The Dangerous Storytelling of Daniel X

Recently I was given the James Patterson/Michael Ledwidge 'page-turner,' The Dangerous Days of Daniel X. It's a brief book, to say the least, about young boy genius who can manipulate reality.

At first, I took it as an insult, as Daniel X is written for someone of a much lesser ability than my own to read. Patterson and Ledwidge kept the descriptions to a minimum, and quickly glazed over anything that was non-essential, leaving the reader to fill in the vast blanks.

Right before I was about to toss the book aside, it hooked me. The humorous, yet perfectly true-to-life portrayal of the young boy's first crush simply resonated inside me, and I continued to read for the sake of knowing what happens to the relationship. This, in turn, carried me like an on-ramp back into the main storyline.

When I finished the book a couple hours later, I found myself perplexed. Yes, in the end, I enjoyed the read. But why? It didn't really have a lot of substance, and much of the plot was easily forseeable. Stereotypical plot devices were everywhere.

I believe there are several reasons why. First, as I read, the world in my mind was mostly my own.

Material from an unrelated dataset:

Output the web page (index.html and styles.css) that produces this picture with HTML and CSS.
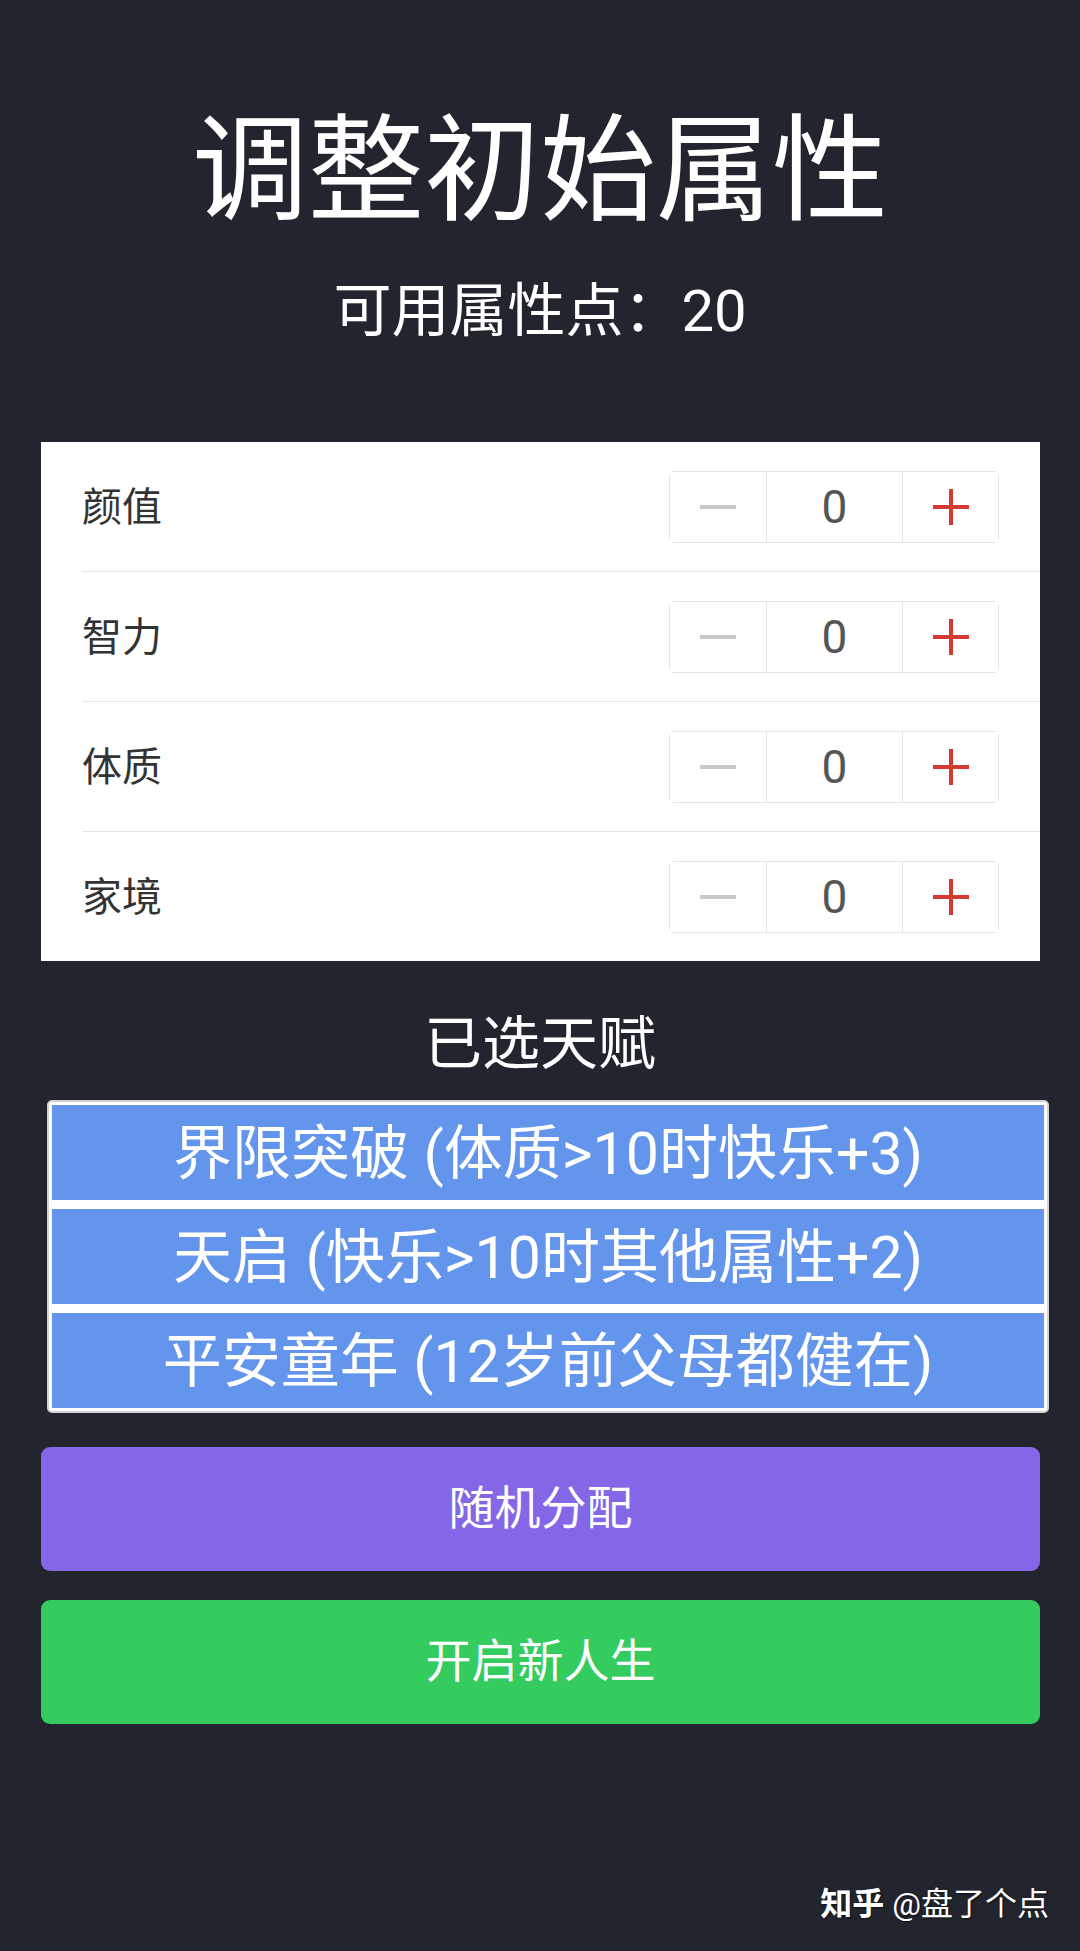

Though it was mostly unfocused and vague, it made the reading seem more like watching television - a passive event. Second, due to the extreme lack of words, the storyline's skeleton was far less subtle than other books. For example - drive on Russian highways for a good amount of time, then come drive in the United States. The easy-to-navigate infrastructure would be a welcome break from the meandering randomness one's used to. Third, it was a study on balancing the detail in the scene-setting continuum, and not paying much worth to the small stuff.

It's definitely the last time I'll find myself insulted before reading a book.